Educação: O direito à educação pública gratuita é assegurado a todos, inclusive para crianças e adolescentes migrantes, sem exigência de documentação comprobatória imediata.
Trabalho e proteção trabalhista: A nova lei assegura aos migrantes os mesmos direitos trabalhistas que aos cidadãos brasileiros, incluindo a emissão da carteira de trabalho (CTPS) e a garantia de condições justas de trabalho.
Assistência social: Migrantes têm direito ao acesso aos serviços de assistência social, como o Benefício de Prestação Continuada (BPC) e o Cadastro Único, que possibilita o acesso a programas de transferência de renda, como o Bolsa Família.
Órgãos de Gestão Migratória
A implementação da Lei de Migração envolve diferentes órgãos e instituições responsáveis pela gestão e execução das políticas migratórias no Brasil. Entre os principais órgãos estão:
- Departamento de Migrações (DEMIG): Responsável por regular as autorizações de residência e a prevenção da apatridia.
- Polícia Federal: Responsável pelo controle de fronteiras, cadastro de migrantes e emissão de documentos migratórios.
- Conselho Nacional de Imigração (CNIg): Focado nas questões de migração laboral e nas políticas de integração de trabalhadores migrantes.

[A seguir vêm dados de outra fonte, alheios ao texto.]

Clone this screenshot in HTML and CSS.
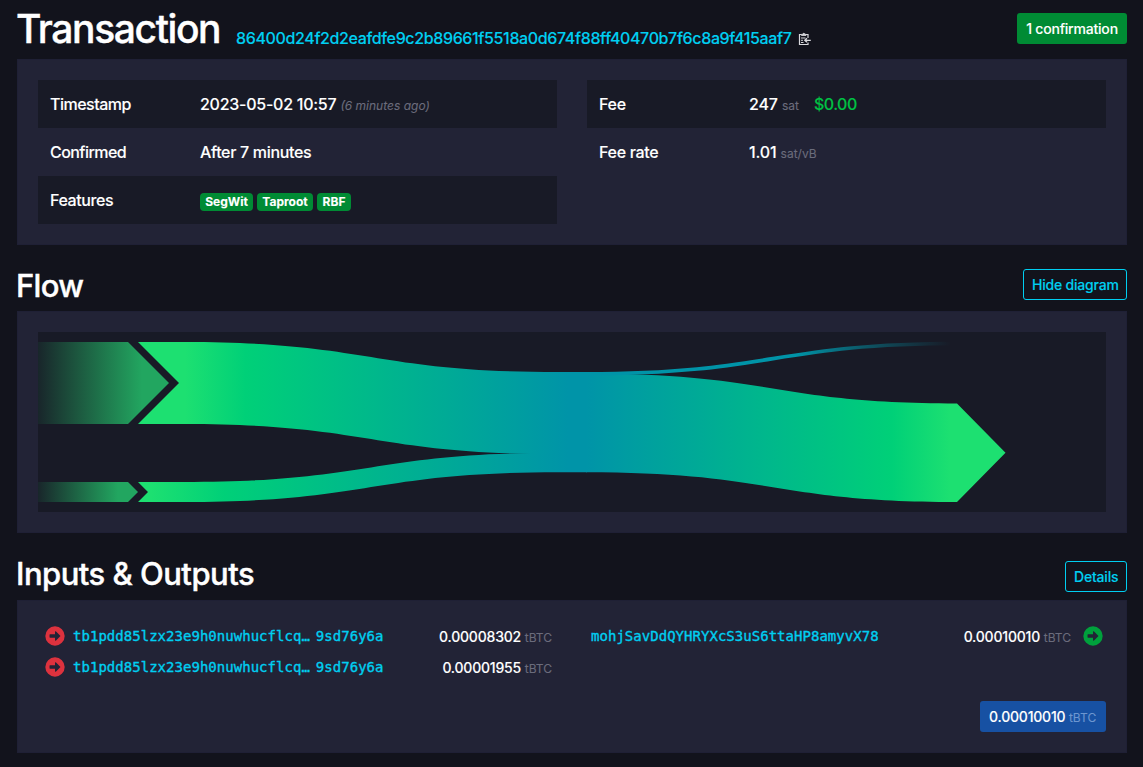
FILE: index.html
```html
<!DOCTYPE html>
<html lang="en">
<head>
<meta charset="utf-8">
<title>Transaction</title>
<link rel="stylesheet" href="styles.css">
</head>
<body>
<svg class="defs" width="0" height="0" aria-hidden="true">
  <symbol id="arrow-circle" viewBox="0 0 512 512">
    <path fill-rule="evenodd" d="M256 8a248 248 0 1 1 0 496a248 248 0 1 1 0-496zM116 224v64c0 6.600 5.400 12 12 12h128v67.300c0 10.700 12.900 16.100 20.500 8.500l114-111.300c4.700-4.700 4.700-12.300 0-17l-114-111.300c-7.600-7.600-20.500-2.200-20.500 8.500V212H128c-6.600 0-12 5.400-12 12z"/>
  </symbol>
</svg>
<main class="page">
  <header class="title-row">
    <h1 class="title">Transaction</h1>
    <a class="txid">86400d24f2d2eafdfe9c2b89661f5518a0d674f88ff40470b7f6c8a9f415aaf7</a>
    <svg class="clipboard" viewBox="0 0 13 14" fill="none" stroke="#d8d8dc">
      <path d="M3.500 2.500H1.500V12.500H10V10.500M8 2.500H10V6" stroke-width="1.200"/>
      <path d="M3.500 3.500V2.300H4.800a1 1 0 0 1 2 0H8V3.500Z" fill="#d8d8dc" stroke-width=".8"/>
      <path d="M3 6H7.500M3 8.300H5M3 10.500H5.500" stroke-width="1"/>
      <path d="M12.800 8.300H7M9 6.300L6.800 8.300L9 10.300" stroke-width="1.300"/>
    </svg>
    <button class="btn btn-success">1 confirmation</button>
  </header>

  <section class="box summary">
    <div class="table">
      <div class="row"><span class="label l-time">Timestamp</span><span class="value"><span class="v-date">2023-05-02 10:57</span> <i class="ago">(6 minutes ago)</i></span></div>
      <div class="row"><span class="label l-conf">Confirmed</span><span class="value v-after">After 7 minutes</span></div>
      <div class="row"><span class="label l-feat">Features</span><span class="badges"><b class="badge w-seg">SegWit</b><b class="badge w-tap">Taproot</b><b class="badge w-rbf">RBF</b></span></div>
    </div>
    <div class="table">
      <div class="row"><span class="label l-fee">Fee</span><span class="value"><span class="v-fee">247</span> <span class="unit">sat</span><span class="fiat">$0.00</span></span></div>
      <div class="row"><span class="label l-rate">Fee rate</span><span class="value"><span class="v-rate">1.01</span> <span class="unit">sat/vB</span></span></div>
    </div>
  </section>

  <header class="section-row flow-row">
    <h2 class="subtitle s-flow">Flow</h2>
    <button class="btn btn-outline b-hide">Hide diagram</button>
  </header>

  <section class="box flow">
    <svg class="diagram" viewBox="0 0 1068 180">
      <defs>
        <linearGradient id="in1" gradientUnits="userSpaceOnUse" x1="100" y1="0" x2="530" y2="0">
          <stop offset="0" stop-color="#1de071"/><stop offset=".11" stop-color="#1de071"/><stop offset=".25" stop-color="#00d078"/><stop offset="1" stop-color="#0094a8"/>
        </linearGradient>
        <linearGradient id="in2" gradientUnits="userSpaceOnUse" x1="100" y1="0" x2="530" y2="0">
          <stop offset="0" stop-color="#1de071"/><stop offset=".03" stop-color="#1de071"/><stop offset=".2" stop-color="#00d078"/><stop offset="1" stop-color="#0094a8"/>
        </linearGradient>
        <linearGradient id="out" gradientUnits="userSpaceOnUse" x1="548" y1="0" x2="967" y2="0">
          <stop offset="0" stop-color="#0094a8"/><stop offset=".73" stop-color="#00d078"/><stop offset=".87" stop-color="#1de071"/>
        </linearGradient>
        <linearGradient id="fee" gradientUnits="userSpaceOnUse" x1="548" y1="0" x2="967" y2="0">
          <stop offset="0" stop-color="#0094a8"/><stop offset=".5" stop-color="#0094a8"/><stop offset=".68" stop-color="#0094a8" stop-opacity=".45"/><stop offset=".87" stop-color="#0094a8" stop-opacity="0"/>
        </linearGradient>
        <linearGradient id="con1" gradientUnits="userSpaceOnUse" x1="0" y1="0" x2="104" y2="0">
          <stop offset="0" stop-color="#22aa60" stop-opacity=".08"/><stop offset="1" stop-color="#22a660"/>
        </linearGradient>
        <linearGradient id="con2" gradientUnits="userSpaceOnUse" x1="0" y1="0" x2="80" y2="0">
          <stop offset="0" stop-color="#22aa60" stop-opacity=".08"/><stop offset="1" stop-color="#22a660"/>
        </linearGradient>
      </defs>
      <path fill="url(#con1)" d="M0 10H90L131 51L90 92H0Z"/>
      <path fill="url(#con2)" d="M0 150H90L100 160L90 170H0Z"/>
      <path fill="url(#in1)" d="M100 10H146C333 10 333 40 520 40H549V122H520C333 122 333 92 146 92H100L141 51Z"/>
      <path fill="url(#in2)" d="M100 150H146C333 150 333 120.700 520 120.700H549V140.300H520C333 140.300 333 170 146 170H100L110 160Z"/>
      <path fill="url(#out)" d="M548 41.500C735 41.500 735 71.500 919 71.500L967.500 120.700L919 170C735 170 735 140.300 548 140.300Z"/>
      <path fill="none" stroke="url(#fee)" stroke-width="3.600" d="M548 41.800C735 41.800 735 11.500 922 11.500H967"/>
    </svg>
  </section>

  <header class="section-row io-row">
    <h2 class="subtitle s-io">Inputs &amp; Outputs</h2>
    <button class="btn btn-outline b-details">Details</button>
  </header>

  <section class="box io">
    <div class="io-cols">
      <div class="io-list">
        <div class="io-item">
          <svg class="icon red"><use href="#arrow-circle"/></svg>
          <a class="addr">tb1pdd85lzx23e9h0nuwhucflcq…<span class="tail">9sd76y6a</span></a>
          <span class="amount"><span class="num">0.00008302</span> <span class="unit">tBTC</span></span>
        </div>
        <div class="io-item">
          <svg class="icon red"><use href="#arrow-circle"/></svg>
          <a class="addr">tb1pdd85lzx23e9h0nuwhucflcq…<span class="tail">9sd76y6a</span></a>
          <span class="amount"><span class="num">0.00001955</span> <span class="unit">tBTC</span></span>
        </div>
      </div>
      <div class="io-list">
        <div class="io-item out">
          <a class="addr">mohjSavDdQYHRYXcS3uS6ttaHP8amyvX78</a>
          <span class="amount"><span class="num">0.00010010</span> <span class="unit">tBTC</span></span>
          <svg class="icon green"><use href="#arrow-circle"/></svg>
        </div>
      </div>
    </div>
    <div class="total-row">
      <button class="btn total"><span class="num">0.00010010</span> <span class="unit">tBTC</span></button>
    </div>
  </section>
</main>
</body>
</html>
```
FILE: styles.css
```css
* { box-sizing: border-box; }
body {
  margin: 0;
  background: #12131c;
  color: #fff;
  font: 450 16px/24px Inter, "Liberation Sans", sans-serif;
  -webkit-text-stroke: .1px;
  white-space: nowrap;
  overflow: hidden;
}
h1, h2 { margin: 0; font-weight: 500; }
.defs { position: absolute; }
.page { height: 767px; padding: 0 16px 0 17px; }
.title-row { display: flex; height: 59px; align-items: flex-start; }
.title { width: 219px; font-size: 39px; line-height: 48px; padding-top: 5px; margin-left: -1px; margin-right: 1px; letter-spacing: -1.4px; -webkit-text-stroke: .4px; }
.txid { width: 556px; padding-top: 26px; color: #00cff1; letter-spacing: -.365px; }
.clipboard { width: 13px; height: 14px; margin: 32px 0 0 6px; }
.btn {
  display: block;
  height: 31px;
  padding: 0 8px;
  border: 1px solid transparent;
  border-radius: 3px;
  font: 500 14px/29px Inter, "Liberation Sans", sans-serif;
  letter-spacing: -.2px;
  color: #fff;
  white-space: nowrap;
}
.btn-success { width: 110px; margin: 13px 0 0 auto; background: #008b34; }
.btn-outline { border-color: #00cff1; background: none; color: #00cff1; }
.b-hide { width: 104px; }
.b-details { width: 62px; }
.box { padding: 20px; background: #222336; border: 1px solid #1f2035; }
.summary { display: grid; grid-template-columns: 1fr 1fr; gap: 30px; height: 186px; }
.row { display: flex; height: 48px; padding: 0 12px; align-items: center; }
.row:nth-child(odd) { background: #181a26; }
.label { width: 150px; letter-spacing: -.3px; }
.l-time { letter-spacing: -.5px; }
.l-conf { letter-spacing: -.55px; }
.l-feat { letter-spacing: -.4px; }
.value { letter-spacing: -.25px; padding-top: 1px; }
.v-after { padding-top: 0; letter-spacing: -.32px; }
.ago, .unit { font-size: 12px; font-weight: 400; color: #6b6c7c; letter-spacing: 0; }
.v-fee, .v-rate { letter-spacing: -.12px; }
.badges { display: flex; gap: 4px; padding-top: 3px; }
.badge { height: 18px; border-radius: 4px; background: #008b34; font-size: 12px; line-height: 18px; text-align: center; }
.w-seg { width: 53px; }
.w-tap { width: 56px; }
.w-rbf { width: 34px; }
.fiat { margin-left: 15px; color: #00c244; letter-spacing: -.5px; }
.section-row { display: flex; justify-content: space-between; }
.flow-row { height: 66px; padding-top: 24px; }
.io-row { height: 67px; padding-top: 28px; }
.subtitle { font-size: 31px; line-height: 34px; letter-spacing: -.52px; margin-left: -1px; -webkit-text-stroke: .4px; }
.s-flow { letter-spacing: -.7px; }
.io-row .subtitle { margin-top: -4px; }
.flow { height: 222px; }
.diagram { display: block; width: 1068px; height: 180px; background: #181a26; }
.io { height: 153px; display: flex; flex-direction: column; justify-content: space-between; }
.io-cols { display: grid; grid-template-columns: 519px 519px; gap: 30px; }
.io-item { display: flex; height: 31px; align-items: center; font-size: 14px; padding: 0 5px 0 7px; }
.io-item.out { padding: 0 3px 0 4px; }
.icon { width: 20px; height: 20px; margin-bottom: 1px; }
.red { margin-right: 8px; fill: #dd323e; }
.green { margin-left: 12px; fill: #00a03c; }
.addr { font: 14px/21px "DejaVu Sans Mono", monospace; -webkit-text-stroke: .35px; letter-spacing: .03px; color: #00cff1; }
.tail { margin-left: 6px; }
.num { font-weight: 500; letter-spacing: -.2px; }
.amount { margin-left: auto; padding-top: 1px; }
.total-row { display: flex; justify-content: flex-end; }
.total { width: 126px; background: #1751a3; text-align: left; }
.total .unit { color: #6c96d0; }
```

- Comitê Nacional para os Refugiados (CONARE): Responsável pela análise e concessão de refúgio no Brasil.
Desafios e Críticas
Apesar de seus avanços, a Lei de Migração ainda enfrenta desafios. Um dos principais problemas é o veto presidencial à anistia migratória, que teria regularizado a situação de muitos imigrantes em situação irregular. Além disso, a implementação da lei ainda esbarra em dificuldades operacionais, como a burocratização dos processos de regularização e a falta de clareza em algumas regulamentações específicas.
Outro ponto de crítica é a falta de mecanismos eficazes para garantir a integração plena dos migrantes ao mercado de trabalho formal e a necessidade de maior adaptação dos serviços públicos, como saúde e educação, às necessidades culturais e linguísticas dos migrantes.